Example – Jess phones me up saying that the film is called The Legend of New York Pizza” but we’re not seeing anything of how the hero becomes an urban legend. She makes a suggestion that I think is a bit meh, but acknowledge that she has a good point. The next meeting we come up with the same idea but in a way that is much more visual and possibly a bit cooler. This is what we go with.
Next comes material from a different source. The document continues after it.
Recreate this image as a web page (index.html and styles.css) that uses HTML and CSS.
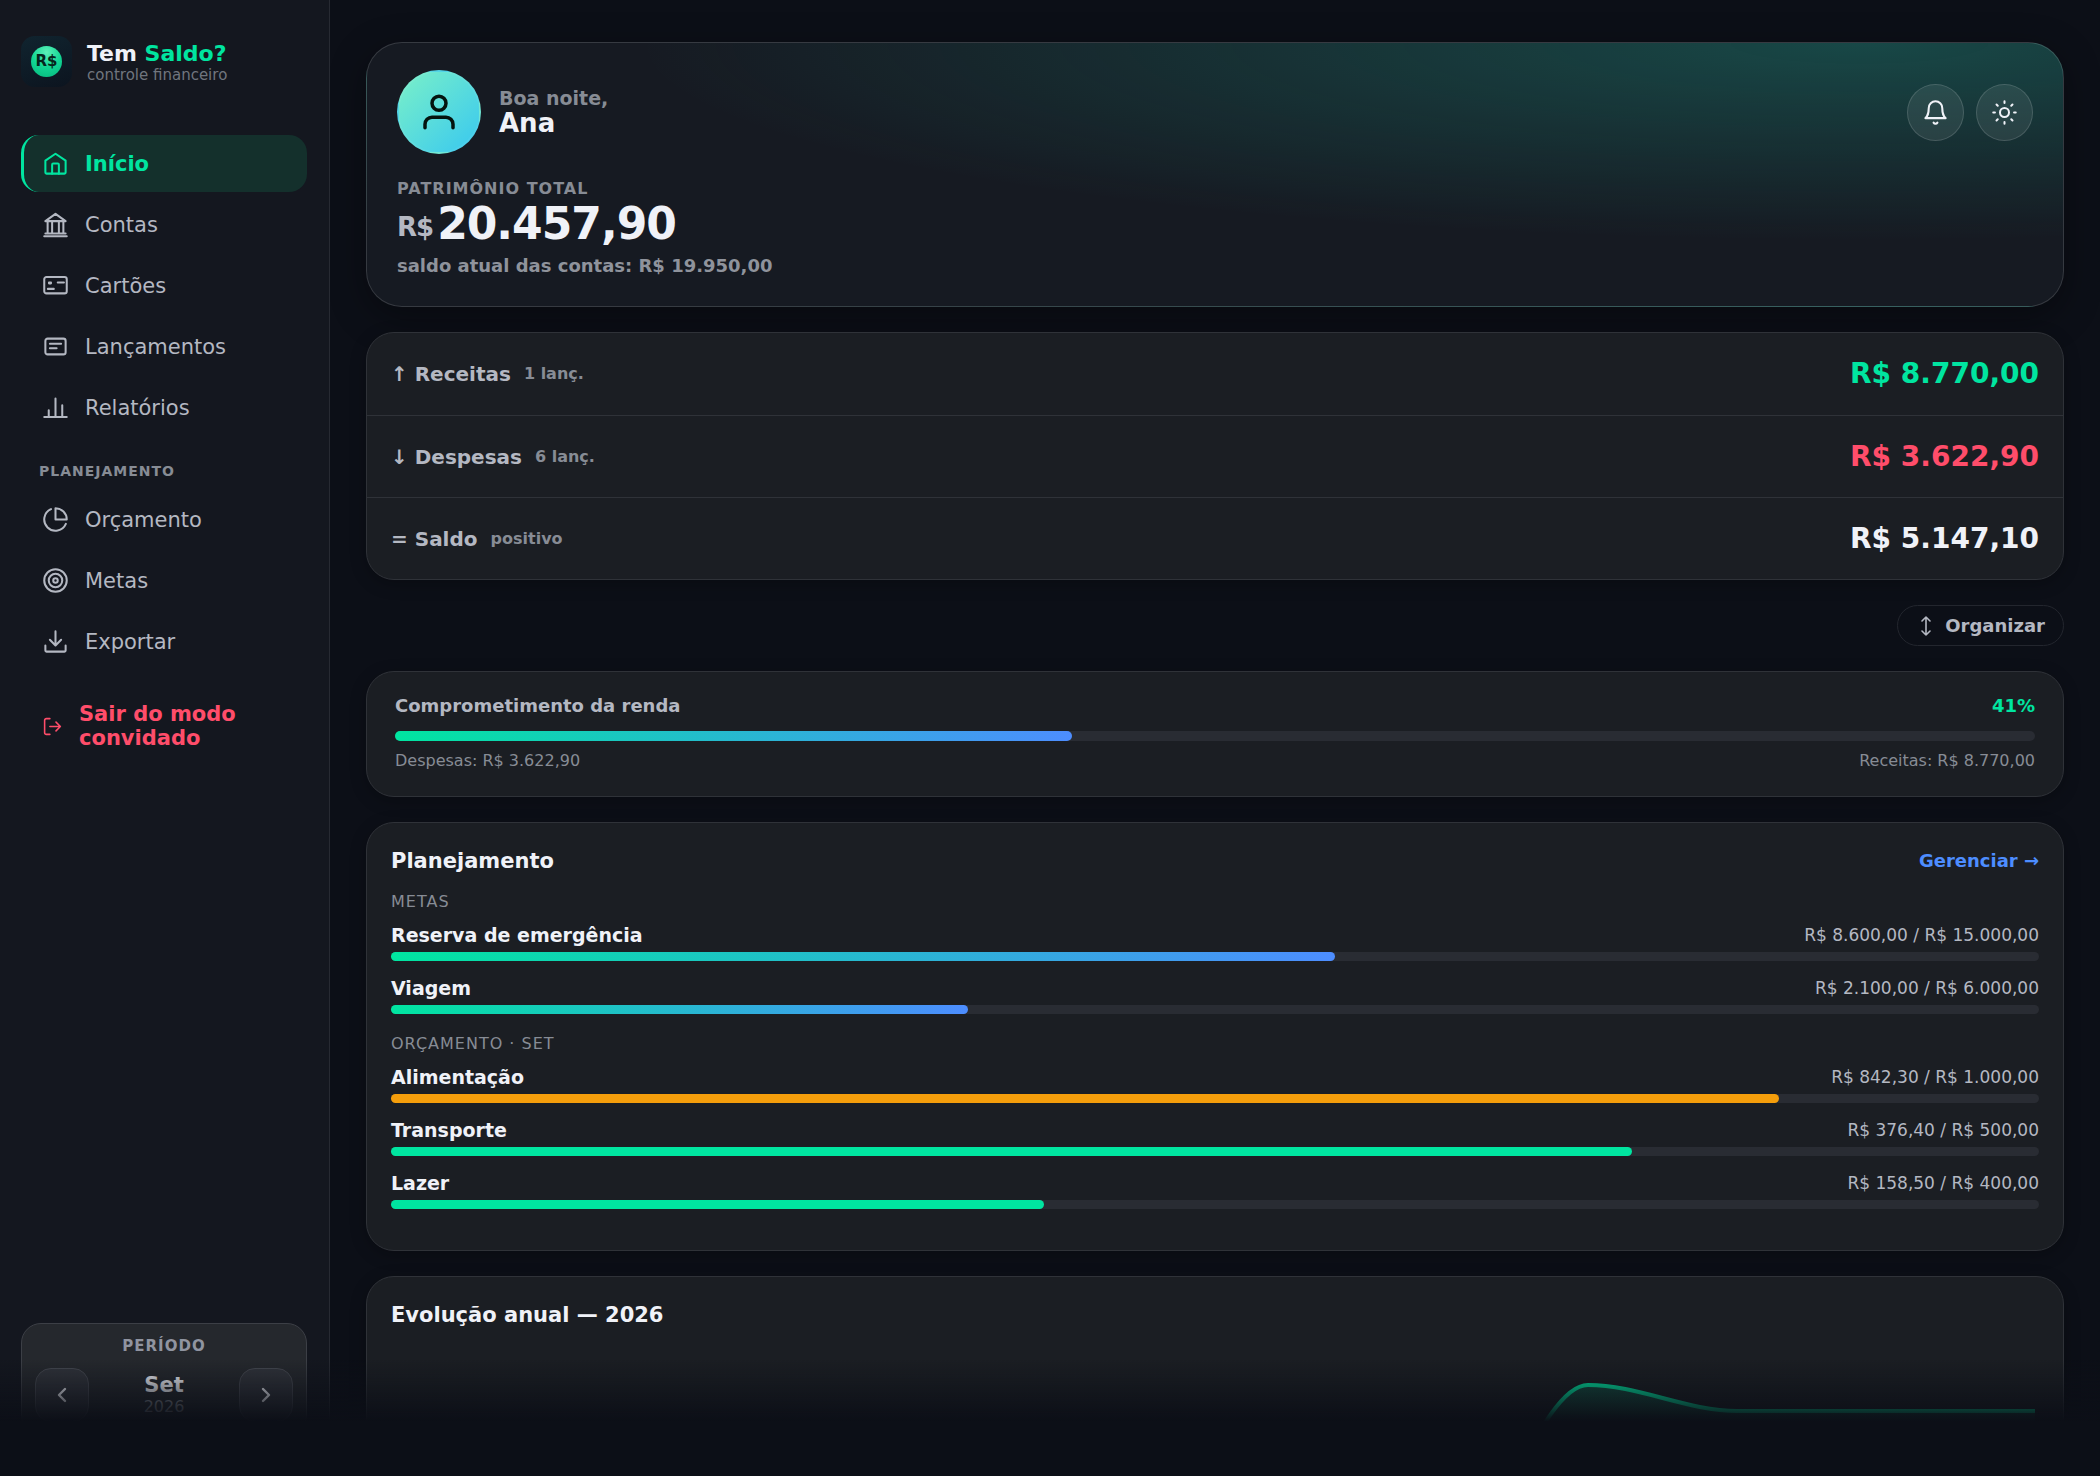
FILE: index.html
```html
<!DOCTYPE html>
<html lang="pt-BR">
<head>
  <meta charset="UTF-8" />
  <meta name="viewport" content="width=device-width, initial-scale=1.0"/>
  <title>Tem Saldo?</title>
  <link rel="stylesheet" href="styles.css">
</head>
<body>
  <div class="app">
    <aside class="sidebar">
      <div class="brand">
        <div class="brand-logo"><span class="coin">R$</span></div>
        <div>
          <div class="brand-name">Tem <span>Saldo?</span></div>
          <div class="brand-sub">controle financeiro</div>
        </div>
      </div>

      <nav class="nav">
        <a class="nav-item active" href="#inicio">
          <svg class="icon" viewBox="0 0 24 24"><path d="M3 9.5 12 3.3l9 6.2V20a1 1 0 0 1-1 1H4a1 1 0 0 1-1-1z"/><path d="M9 21v-8a1 1 0 0 1 1-1h4a1 1 0 0 1 1 1v8"/></svg>
          Início
        </a>
        <a class="nav-item" href="#contas">
          <svg class="icon" viewBox="0 0 24 24"><path d="M3 9l9-6.5L21 9z"/><path d="M5 9v10.5M9 9v10.5M15 9v10.5M19 9v10.5M3 20h18M2 22.4h20"/></svg>
          Contas
        </a>
        <a class="nav-item" href="#cartoes">
          <svg class="icon" viewBox="0 0 24 24"><rect x="2" y="4.5" width="20" height="14.5" rx="2"/><path d="M6.2 9.3h1.8v.8H6.2zM14 9.3h5.5M5.2 15h5.3"/></svg>
          Cartões
        </a>
        <a class="nav-item" href="#lancamentos">
          <svg class="icon" viewBox="0 0 24 24"><rect x="3" y="5" width="18" height="14" rx="2"/><path d="M7 9.5h10M7 13.5h6"/></svg>
          Lançamentos
        </a>
        <a class="nav-item" href="#relatorios">
          <svg class="icon" viewBox="0 0 24 24"><path d="M2 20.5h20M6 20.5v-6M12 20.5V4M18 20.5V10"/></svg>
          Relatórios
        </a>
        <div class="nav-label">PLANEJAMENTO</div>
        <a class="nav-item" href="#orcamento">
          <svg class="icon" viewBox="0 0 24 24"><path d="M21.2 15.9A10 10 0 1 1 8 2.8"/><path d="M22 12A10 10 0 0 0 12 2v10z"/></svg>
          Orçamento
        </a>
        <a class="nav-item" href="#metas">
          <svg class="icon" viewBox="0 0 24 24"><circle cx="12" cy="12" r="10"/><circle cx="12" cy="12" r="6"/><circle cx="12" cy="12" r="2"/></svg>
          Metas
        </a>
        <a class="nav-item" href="#exportar">
          <svg class="icon" viewBox="0 0 24 24"><path d="M3 15.5V20a1 1 0 0 0 1 1h16a1 1 0 0 0 1-1v-4.5M12 3v12M7 10.5l5 5 5-5"/></svg>
          Exportar
        </a>
        <button class="nav-exit" type="button">
          <svg class="icon" viewBox="0 0 24 24"><path d="M9 21H5a2 2 0 0 1-2-2V5a2 2 0 0 1 2-2h4M16 17l5-5-5-5M21 12H9"/></svg>
          <span>Sair do modo convidado</span>
        </button>
      </nav>

      <div class="period">
        <div class="period-label">PERÍODO</div>
        <div class="period-row">
          <button type="button" aria-label="Mês anterior"><svg class="icon" viewBox="0 0 24 24"><path d="M15 6l-6 6 6 6"/></svg></button>
          <div class="period-date">
            <strong>Set</strong>
            <span>2026</span>
          </div>
          <button type="button" aria-label="Próximo mês"><svg class="icon" viewBox="0 0 24 24"><path d="M9 6l6 6-6 6"/></svg></button>
        </div>
      </div>
    </aside>

    <main class="main">
      <section class="hero">
        <div class="hero-top">
          <div class="avatar"><svg class="icon" viewBox="0 0 24 24"><circle cx="12" cy="7" r="4"/><path d="M20 21v-2a4 4 0 0 0-4-4H8a4 4 0 0 0-4 4v2"/></svg></div>
          <div class="greeting">
            <div class="greeting-hi">Boa noite,</div>
            <div class="greeting-name">Ana</div>
          </div>
          <div class="hero-actions">
            <button type="button" aria-label="Notificações"><svg class="icon" viewBox="0 0 24 24"><path d="M18 8A6 6 0 0 0 6 8c0 7-3 9-3 9h18s-3-2-3-9"/><path d="M13.7 21a2 2 0 0 1-3.4 0"/></svg></button>
            <button type="button" aria-label="Tema"><svg class="icon" viewBox="0 0 24 24"><circle cx="12" cy="12" r="4"/><path d="M12 2v1.5M12 20.5V22M2 12h1.5M20.5 12H22M4.9 4.9L6 6M18 18l1.1 1.1M4.9 19.1L6 18M18 6l1.1-1.1"/></svg></button>
          </div>
        </div>
        <div class="hero-label">PATRIMÔNIO TOTAL</div>
        <div class="hero-value"><small>R$</small>20.457,90</div>
        <div class="hero-sub">saldo atual das contas: R$ 19.950,00</div>
      </section>

      <section class="card summary">
        <div class="summary-row">
          <span class="summary-name">↑ Receitas</span>
          <span class="summary-note">1 lanç.</span>
          <span class="summary-value green">R$ 8.770,00</span>
        </div>
        <div class="summary-row">
          <span class="summary-name">↓ Despesas</span>
          <span class="summary-note">6 lanç.</span>
          <span class="summary-value red">R$ 3.622,90</span>
        </div>
        <div class="summary-row">
          <span class="summary-name">= Saldo</span>
          <span class="summary-note">positivo</span>
          <span class="summary-value">R$ 5.147,10</span>
        </div>
      </section>

      <button class="organize" type="button">
        <svg class="icon" viewBox="0 0 20 20"><path d="M10 1v18M6 5l4-4 4 4M6 15l4 4 4-4"/></svg>
        Organizar
      </button>

      <section class="card income">
        <div class="split income-head"><span>Comprometimento da renda</span><span class="green">41%</span></div>
        <div class="track thick"><div class="fill blend" style="width: 41.3%"></div></div>
        <div class="split income-foot"><span>Despesas: R$ 3.622,90</span><span>Receitas: R$ 8.770,00</span></div>
      </section>

      <section class="card panel">
        <div class="split panel-head">
          <h2>Planejamento</h2>
          <a href="#planejamento">Gerenciar →</a>
        </div>
        <div class="group-label">METAS</div>
        <div class="goal">
          <div class="split"><strong>Reserva de emergência</strong><span>R$ 8.600,00 / R$ 15.000,00</span></div>
          <div class="track"><div class="fill blend" style="width: 57.3%"></div></div>
        </div>
        <div class="goal">
          <div class="split"><strong>Viagem</strong><span>R$ 2.100,00 / R$ 6.000,00</span></div>
          <div class="track"><div class="fill blend" style="width: 35%"></div></div>
        </div>
        <div class="group-label">ORÇAMENTO · SET</div>
        <div class="goal">
          <div class="split"><strong>Alimentação</strong><span>R$ 842,30 / R$ 1.000,00</span></div>
          <div class="track"><div class="fill warn" style="width: 84.2%"></div></div>
        </div>
        <div class="goal">
          <div class="split"><strong>Transporte</strong><span>R$ 376,40 / R$ 500,00</span></div>
          <div class="track"><div class="fill" style="width: 75.3%"></div></div>
        </div>
        <div class="goal">
          <div class="split"><strong>Lazer</strong><span>R$ 158,50 / R$ 400,00</span></div>
          <div class="track"><div class="fill" style="width: 39.6%"></div></div>
        </div>
      </section>

      <section class="card panel">
        <h2>Evolução anual — 2026</h2>
        <svg class="chart" viewBox="0 0 1640 260" preserveAspectRatio="none">
          <defs>
            <linearGradient id="area" x1="0" y1="0" x2="0" y2="1">
              <stop offset="0" stop-color="#00e5a0" stop-opacity="0.22"/>
              <stop offset="1" stop-color="#00e5a0" stop-opacity="0"/>
            </linearGradient>
          </defs>
          <path class="chart-area" d="M0 224H1044C1094 224 1143 36 1193 36C1243 36 1292 62 1342 62H1640V260H0z"/>
          <path class="chart-line" d="M0 224H1044C1094 224 1143 36 1193 36C1243 36 1292 62 1342 62H1640"/>
        </svg>
      </section>
    </main>
    <div class="bottom-fade"></div>
  </div>
</body>
</html>
```
FILE: styles.css
```css
:root {
  --bg: #0c0f17;
  --card: #1b1e23;
  --line: #2f3238;
  --text: #f0f2f8;
  --soft: #b4b8c2;
  --muted: #878c95;
  --green: #00e5a0;
  --red: #ff4d6a;
  --blue: #4d8dff;
}

* {
  box-sizing: border-box;
}

body {
  margin: 0;
  font-family: "DejaVu Sans", Verdana, sans-serif;
  font-size: 16px;
  line-height: 20px;
  background: var(--bg);
  color: var(--text);
}

button {
  font: inherit;
  color: inherit;
  cursor: pointer;
}

a {
  text-decoration: none;
}

h2 {
  margin: 0;
  font-size: 21px;
  line-height: 28px;
}

.icon {
  width: 27px;
  height: 27px;
  flex: none;
  display: block;
  fill: none;
  stroke: currentColor;
  stroke-width: 1.8;
  stroke-linecap: round;
  stroke-linejoin: round;
}

.green { color: var(--green); }
.red { color: var(--red); }

.app {
  display: flex;
  height: 100vh;
  overflow: hidden;
}

/* sidebar */
.sidebar {
  display: flex;
  flex-direction: column;
  flex: none;
  width: 330px;
  padding: 36px 22px 41px 21px;
  background: #14171f;
  border-right: 1px solid #272a32;
}

.brand {
  display: flex;
  align-items: center;
  gap: 15px;
  margin-bottom: 48px;
}

.brand-logo {
  display: flex;
  align-items: center;
  justify-content: center;
  width: 51px;
  height: 51px;
  border-radius: 14px;
  background: linear-gradient(160deg, #10242f, #0c141f);
}

.coin {
  width: 31px;
  height: 31px;
  border-radius: 50%;
  background: radial-gradient(circle at 50% 20%, #5cf0b8, #12d694 50%, #06b87d);
  color: #06251c;
  font-size: 15px;
  font-weight: bold;
  line-height: 31px;
  text-align: center;
}

.brand-name {
  font-size: 22px;
  font-weight: bold;
  line-height: 26px;
}

.brand-name span {
  color: var(--green);
}

.brand-sub {
  color: #70757e;
  font-size: 15px;
  line-height: 16px;
}

.nav {
  display: flex;
  flex-direction: column;
  gap: 4px;
}

.nav-item {
  display: flex;
  align-items: center;
  gap: 16px;
  height: 57px;
  padding: 0 18px;
  border-left: 3px solid transparent;
  border-radius: 18px;
  color: var(--soft);
  font-size: 21px;
}

.nav-item.active {
  background: #14302c;
  border-left-color: var(--green);
  color: var(--green);
  font-weight: bold;
}

.nav-label {
  margin: 21px 18px 6px;
  color: var(--muted);
  font-size: 14px;
  font-weight: bold;
  letter-spacing: 1px;
}

.nav-exit {
  display: flex;
  align-items: center;
  gap: 16px;
  margin-top: 16px;
  padding: 12px 21px;
  border: none;
  background: none;
  color: var(--red);
  font-size: 21px;
  font-weight: bold;
  line-height: 24px;
  text-align: left;
}

.nav-exit .icon {
  width: 21px;
  height: 21px;
}

.period {
  margin-top: auto;
  padding: 12px 13px;
  border: 1px solid #3c3f46;
  border-radius: 20px;
  background: #25282d;
}

.period-label {
  margin-bottom: 12px;
  color: #9094a0;
  font-size: 15px;
  font-weight: bold;
  letter-spacing: 1px;
  text-align: center;
}

.period-row {
  display: flex;
  align-items: center;
  justify-content: space-between;
}

.period-row button {
  display: flex;
  align-items: center;
  justify-content: center;
  width: 54px;
  height: 54px;
  padding: 0;
  border: 1px solid #44474f;
  border-radius: 16px;
  background: #30333a;
}

.period-row .icon {
  width: 24px;
  height: 24px;
  stroke-width: 2.4;
}

.period-date {
  display: flex;
  flex-direction: column;
  align-items: center;
}

.period-date strong {
  font-size: 21px;
  line-height: 24px;
}

.period-date span {
  color: var(--muted);
}

/* main column */
.main {
  display: flex;
  flex-direction: column;
  flex: 1;
  gap: 25px;
  padding: 42px 36px;
  overflow-y: auto;
  scrollbar-width: none;
}

.main > * {
  flex: none;
}

.hero {
  padding: 27px 30px 28px;
  border: 1px solid rgba(255, 255, 255, 0.14);
  border-radius: 36px;
  background: radial-gradient(72% 75% at 88% 0, rgba(28, 190, 165, 0.28), transparent), #161a22;
  box-shadow: 0 10px 36px rgba(0, 0, 0, 0.35);
}

.hero-top {
  display: flex;
  align-items: center;
  gap: 18px;
  margin-bottom: 25px;
}

.avatar {
  display: flex;
  align-items: center;
  justify-content: center;
  width: 84px;
  height: 84px;
  border: 2px solid rgba(255, 255, 255, 0.06);
  border-radius: 50%;
  background: linear-gradient(135deg, #7af0c8, #38c8f0);
  color: #04140f;
}

.avatar .icon {
  width: 42px;
  height: 42px;
  stroke-width: 2;
}

.greeting-hi {
  color: var(--muted);
  font-size: 19px;
  font-weight: bold;
  line-height: 22px;
}

.greeting-name {
  font-size: 26px;
  font-weight: bold;
  line-height: 28px;
}

.hero-actions {
  display: flex;
  gap: 12px;
  margin-left: auto;
}

.hero-actions button {
  display: flex;
  align-items: center;
  justify-content: center;
  width: 57px;
  height: 57px;
  padding: 0;
  border: 1px solid rgba(255, 255, 255, 0.14);
  border-radius: 50%;
  background: rgba(255, 255, 255, 0.08);
}

.hero-label {
  color: var(--muted);
  font-weight: bold;
  letter-spacing: 1px;
}

.hero-value {
  display: flex;
  align-items: flex-end;
  gap: 4px;
  margin: 3px 0 8px;
  font-size: 44px;
  font-weight: bold;
  letter-spacing: -1px;
  line-height: 44px;
}

.hero-value small {
  padding-bottom: 6px;
  color: var(--soft);
  font-size: 26px;
  line-height: 26px;
}

.hero-sub {
  color: #8f939c;
  font-size: 18px;
  font-weight: bold;
  line-height: 24px;
}

.card {
  border: 1px solid var(--line);
  border-radius: 28px;
  background: var(--card);
  box-shadow: 0 4px 16px rgba(0, 0, 0, 0.25);
}

.summary-row {
  display: flex;
  align-items: center;
  gap: 13px;
  height: 82px;
  padding: 0 24px;
  font-weight: bold;
}

.summary-row + .summary-row {
  border-top: 1px solid var(--line);
}

.summary-name {
  color: var(--soft);
  font-size: 20px;
}

.summary-note {
  color: var(--muted);
}

.summary-value {
  margin-left: auto;
  font-size: 28px;
}

.organize {
  display: flex;
  align-items: center;
  gap: 9px;
  align-self: flex-end;
  height: 41px;
  padding: 0 18px;
  border: 1px solid #23262e;
  border-radius: 21px;
  background: none;
  color: var(--soft);
  font-size: 18px;
  font-weight: bold;
}

.organize .icon {
  width: 20px;
  height: 20px;
  stroke-width: 1.6;
}

.split {
  display: flex;
  align-items: center;
  justify-content: space-between;
}

.track {
  height: 9px;
  border-radius: 5px;
  background: #292c33;
}

.track.thick {
  height: 10px;
}

.fill {
  height: 100%;
  border-radius: 5px;
  background: var(--green);
}

.fill.blend {
  background: linear-gradient(90deg, var(--green), var(--blue));
}

.fill.warn {
  background: #f59e0b;
}

.income {
  padding: 22px 28px 25px;
}

.income-head {
  margin-bottom: 13px;
  font-size: 18px;
  font-weight: bold;
  line-height: 24px;
}

.income-head span:first-child {
  color: var(--soft);
}

.income-foot {
  margin-top: 10px;
  color: var(--muted);
}

.panel {
  padding: 24px 24px 26px;
}

.panel-head {
  margin-bottom: 11px;
}

.panel-head a {
  color: var(--blue);
  font-size: 18px;
  font-weight: bold;
}

.group-label {
  margin: 20px 0 11px;
  color: var(--muted);
  font-size: 16px;
  letter-spacing: 1px;
}

.panel-head + .group-label {
  margin-top: 17px;
}

.goal {
  margin-bottom: 15px;
}

.goal .split {
  margin-bottom: 5px;
  line-height: 24px;
}

.goal strong {
  font-size: 19px;
}

.goal span {
  color: var(--soft);
  font-size: 17px;
}

.chart {
  display: block;
  width: 100%;
  height: 260px;
  margin-top: 20px;
  padding: 0 4px;
}

.chart-area {
  fill: url(#area);
}

.chart-line {
  fill: none;
  stroke: var(--green);
  stroke-width: 4;
  vector-effect: non-scaling-stroke;
}

/* fades the content out at the bottom of the window */
.bottom-fade {
  position: fixed;
  right: 0;
  bottom: 0;
  left: 0;
  height: 116px;
  background: linear-gradient(rgba(12, 15, 23, 0), #0c0f17 53%);
  pointer-events: none;
}
```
When everyone is in the zone spitballing can be loads of fun. And I still have not gotten over the giddy thrill of having an hour long conversation where the only topic is something I’ve written.

**

There is a scene in the middle of the film where the hero meets the heroine for the first time in two years. Arif thinks it could do with some work to ramp up the sexual tension and highlight their competitive nature. In his words, it should be more like the chess scene in The Thomas Crown Affair. I’ve not seen the original Thomas Crown in a while although there was a while a couple of months ago, when I couldn’t turn on the TV without happening upon the remake. "Oh sinnerman, where you gonna run to?" Sky Movies gold apparently. I get a hold of Thomas Crown 1 and have a look at the chess scene. I’m horrified – it’s almost like a seedy porn parody of itself – soft focus, sucking on fingers, lip licking, stroking of chess pieces etc. And I thought that scene at the end of Written On the Wind with Marylee and the miniature oil derrick was bad? I phone Arif up and whatever reasoned argument I had in my mind, I think I end up saying “are you fucking kidding me?” Arif in unrepentant and insists that OK, the scene is hokey and dated, but at the time it was daring and provocative, and there’s no denying it’s charged with tension, so that dreaded line that all writers fear – “the same thing, only different”. We eventually get it done, but just for future reference if you ever see the final film, that 45 second scene in the middle took longer to write than anything else.